What was once a grand slam with posh accents has morphed into a cultural happening. Photograph: Timothy A Clary/AFP/Getty Images

Media theory would call this the triumph of the attention economy. What the USTA and its sponsors have achieved is a transformation of a two-week tournament into an endlessly scrollable feed. The result is a hybrid of competition and content, where the cutaways to Kevin Hart mugging from a suite or the Kylie Jenner-Timothée Chalamet hard launch are as important as the next break point. Anything popular becomes corporatized, as Chris Black, the podcaster and vibe consultant, puts it. The Open is no different.

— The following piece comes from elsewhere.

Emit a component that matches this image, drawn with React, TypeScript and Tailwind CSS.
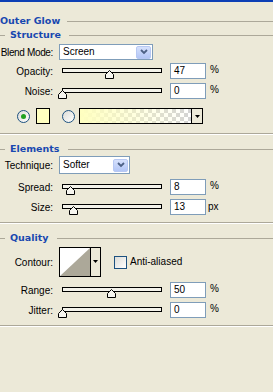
import React from "react";

const LABEL = "w-[53px] shrink-0 text-right whitespace-nowrap";

function Header({ title, lead, gap }: { title: string; lead?: boolean; gap: number }) {
  return (
    <div className="flex items-center h-[14px]">
      {lead && <div className="w-[5px] h-px bg-[#aca899] mr-[5px]" />}
      <span className="font-['DejaVu_Sans',Verdana,sans-serif] font-bold text-[9.5px] leading-none text-[#1848b0] whitespace-nowrap">
        {title}
      </span>
      <div className={gap === 7 ? "flex-1 h-px bg-[#aca899] ml-[7px]" : "flex-1 h-px bg-[#aca899] ml-[8px]"} />
    </div>
  );
}

function Thumb() {
  return (
    <svg width="9" height="9" viewBox="0 0 9 9" className="block">
      <path d="M0.5 8.5 V4.5 L4.5 0.5 L8.5 4.5 V8.5 Z" fill="#f6f5ef" stroke="#000" strokeWidth="1" />
    </svg>
  );
}

function Slider({ pos }: { pos: number }) {
  return (
    <div className="relative w-[100px] h-[16px] ml-[9px] shrink-0">
      <div className="mt-[5px] h-[5px] border border-black bg-[#f3f2ea]" />
      <div className="absolute top-[7px]" style={{ left: pos - 4 }}>
        <Thumb />
      </div>
    </div>
  );
}

function NumInput({ value }: { value: string }) {
  return (
    <div className="ml-[8px] w-[36px] h-[16px] shrink-0 border border-[#7f9db9] bg-white pl-[3px] flex items-center leading-none">
      {value}
    </div>
  );
}

function SliderRow({ label, pos, value, unit }: { label: string; pos: number; value: string; unit: string }) {
  return (
    <div className="flex items-center h-[16px]">
      <div className={LABEL}>{label}</div>
      <Slider pos={pos} />
      <NumInput value={value} />
      <span className={unit === "%" ? "ml-[4px] -mt-[3px] leading-none" : "ml-[2px] -mt-[1px] leading-none"}>{unit}</span>
    </div>
  );
}

function ComboArrow() {
  return (
    <div className="w-[15px] h-[13px] mr-px rounded-[2px] border border-[#b7c8f3] bg-gradient-to-b from-[#d6e1fc] to-[#b3c6f6] flex items-center justify-center">
      <svg width="8" height="6" viewBox="0 0 8 6">
        <path d="M1 1 L4 4 L7 1" fill="none" stroke="#4d6185" strokeWidth="1.8" />
      </svg>
    </div>
  );
}

function Select({ value, width, h }: { value: string; width: string; h: string }) {
  return (
    <div className={`ml-[6px] ${width} ${h} border border-[#7f9db9] bg-white flex items-center justify-between pl-[3px]`}>
      <span className="leading-none">{value}</span>
      <ComboArrow />
    </div>
  );
}

function Radio({ checked }: { checked?: boolean }) {
  return (
    <div className="w-[13px] h-[13px] rounded-full border border-[#1c5180] bg-gradient-to-br from-[#dcdcd7] to-white flex items-center justify-center shrink-0">
      {checked && <div className="w-[5px] h-[5px] rounded-full bg-[#21a121]" />}
    </div>
  );
}

function Separator() {
  return (
    <div className="flex flex-col">
      <div className="h-px bg-[#aca899]" />
      <div className="h-px bg-white" />
    </div>
  );
}

function TriDown() {
  return (
    <svg width="5" height="3" viewBox="0 0 5 3">
      <path d="M0 0 H5 L2.5 3 Z" fill="#000" />
    </svg>
  );
}

export default function App() {
  return (
    <div className="w-[273px] h-[392px] bg-[#ece9d8] overflow-hidden font-['Liberation_Sans',Arial,sans-serif] text-[10px] text-black flex flex-col">
      <div className="h-[2px] bg-[#0d3fb5]" />
      <div className="mt-[12px]">
        <Header title="Outer Glow" gap={7} />
      </div>
      <Header title="Structure" lead gap={8} />

      <div className="mt-[2px] flex items-center h-[16px]">
        <div className={`${LABEL} tracking-[-0.35px]`}>Blend Mode:</div>
        <Select value="Screen" width="w-[94px]" h="h-[16px]" />
      </div>

      <div className="mt-[3px]">
        <SliderRow label="Opacity:" pos={47} value="47" unit="%" />
      </div>
      <div className="mt-[4px]">
        <SliderRow label="Noise:" pos={0} value="0" unit="%" />
      </div>

      <div className="mt-[9px] h-[16px] flex items-center">
        <div className="ml-[17px]">
          <Radio checked />
        </div>
        <div className="ml-[6px] w-[14px] h-[16px] border border-black bg-[#ffffc0]" />
        <div className="ml-[12px]">
          <Radio />
        </div>
        <div className="ml-[4px] w-[124px] h-[16px] border border-black flex">
          <div className="flex-1 bg-[image:conic-gradient(#d4d4d4_25%,#ffffff_0_50%,#d4d4d4_0_75%,#ffffff_0)] bg-[length:8px_8px]">
            <div className="w-full h-full bg-gradient-to-r from-[#ffffc0] via-[#ffffc0]/50 to-transparent" />
          </div>
          <div className="w-[11px] border-l border-black bg-[#ece9d8] flex items-center justify-center">
            <TriDown />
          </div>
        </div>
      </div>

      <div className="mt-[9px]">
        <Separator />
      </div>

      <div className="mt-[7px]">
        <Header title="Elements" lead gap={8} />
      </div>
      <div className="flex items-center h-[18px]">
        <div className={LABEL}>Technique:</div>
        <Select value="Softer" width="w-[71px]" h="h-[18px]" />
      </div>

      <div className="mt-[5px]">
        <SliderRow label="Spread:" pos={8} value="8" unit="%" />
      </div>
      <div className="mt-[4px]">
        <SliderRow label="Size:" pos={11} value="13" unit="px" />
      </div>

      <div className="mt-[7px]">
        <Separator />
      </div>

      <div className="mt-[7px]">
        <Header title="Quality" lead gap={8} />
      </div>

      <div className="mt-[2px] flex items-center h-[30px]">
        <div className={LABEL}>Contour:</div>
        <div className="ml-[6px] w-[42px] h-[30px] border border-black flex">
          <div className="w-[30px] h-full bg-white">
            <svg width="30" height="28" viewBox="0 0 30 28" className="block">
              <path d="M0 28 L30 0 L30 28 Z" fill="#aca899" />
            </svg>
          </div>
          <div className="flex-1 border-l border-black bg-[#ece9d8] flex items-start justify-center pt-[12px]">
            <TriDown />
          </div>
        </div>
        <div className="ml-[13px] w-[13px] h-[13px] border border-[#1c5180] bg-gradient-to-br from-[#dcdcd7] to-white" />
        <span className="ml-[3px] leading-none">Anti-aliased</span>
      </div>

      <div className="mt-[5px]">
        <SliderRow label="Range:" pos={49} value="50" unit="%" />
      </div>
      <div className="mt-[4px]">
        <SliderRow label="Jitter:" pos={0} value="0" unit="%" />
      </div>

      <div className="mt-[7px]">
        <Separator />
      </div>
    </div>
  );
}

And yet the fans seem to love it. Attendance topped a million for the first time last year. Every person you follow on Instagram or TikTok seems to be there. For all the complaints about how grounds passes used to cost $60 (not that long ago), or how tickets are directly siphoned to the resale market and never hit the box office at face value (unconfirmed but probably true), and broader carping about how the regular fan is getting priced out, the uncomfortable truth is that admission could probably be even more expensive and the place would still sell out. We normies complain about the influencer zoo, then double-tap its highlights. It’s the same contradiction that keeps Coachella oversold and Art Basel hashtagged within an inch of its life. In that sense the Open is both groundbreaker and windsock: it’s setting the tone for how sport can be repackaged as culture while also reflecting the social economy we already live in.

So is it bad? From one angle, yes: the commodification of everything, from caviar-flecked poultry to celebrity cameos, can be seen as crass or even obscene. But from another, it is simply the way we live now. Tennis is not immune to the elemental logics of virality, and if the price of cultural relevance is a $23 cocktail, a marked-up hoodie, a dating show on YouTube and a 20-day schedule, that may be the collateral of a deal we’ve already entered long ago. The ball is still in play, but somewhere between Queens and Indio, the US Open has become a festival of its own: less about forehands and backhands than about selfies, sponsorships and sprawl.